No, the operator to which the aircraft is registered must be a Philippine company. Although recently there was a law which now allows 100% foreign owned Philippine company to be an air operator, we are still waiting for the implementing rules to see.
This is the reason why in an aircraft financing deal, it is important to have that practical knowledge and experience which we have in our practice, having done aircraft financing for more than a decade. I can confidently say that we not only have the quality of work but also the quantity of work which enables us to delivery highly dependable service. When we review and advise on aircraft financing deals, we bring our real world experience into that lens.
Are any new developments anticipated in the next 12 months, including any proposed legislative reforms?
We are anticipating that the implementing rules and regulations which will finally allow 100% foreign ownership of an airline or air operator will be issued.
What are your key recommendations for the smooth conclusion of an aircraft financing transaction and what potential obstacles would you highlight?
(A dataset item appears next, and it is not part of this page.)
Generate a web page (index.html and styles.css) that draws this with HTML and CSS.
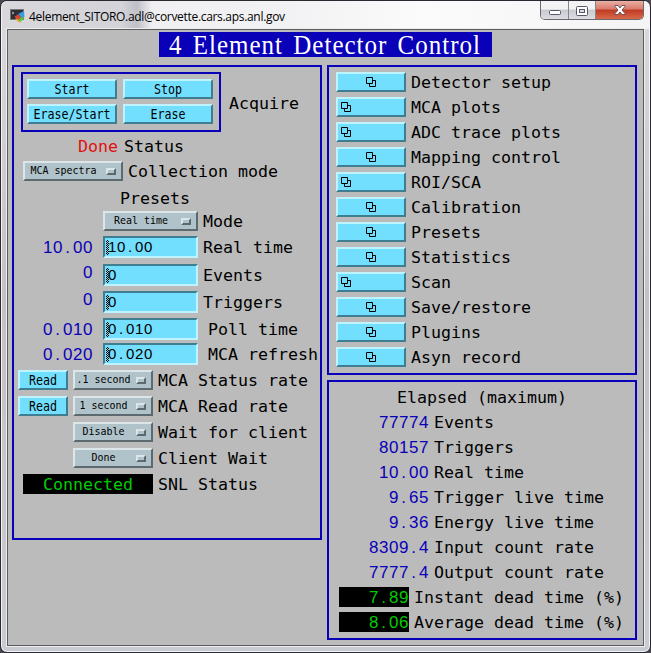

I have 4 key recommendations:
1. Fundamentally, review and agree on the structure of the deal. Do not dive head first into reviewing the transaction documents. The transaction documents and its clauses should instead follow the structure. Having a proper structure protects the interest of the aircraft lessor. It should not be as simple as a lessor-lessee arrangement.
2. As to the transaction documents itself for a finance lease, ensure to have the right clauses to ensure that that lessee cannot claim some sort of incidental ownership and use that as basis later on to hold on to the aircraft in case of breach.
3. As to closing the deal, if possible, still close the deal through traditional methods. While the Philippines does recognize electronic signatures, in case of dispute, it would still be better with a traditional wet signature. Therefore, having the lessor’s own counsel supervise the signing still has some value to it.
4. As to post-closing matters, a knowledgeable counsel on the procedures at the Civil Aviation Authority of the Philippines to ensure the interest of the aircraft lessor is well protected.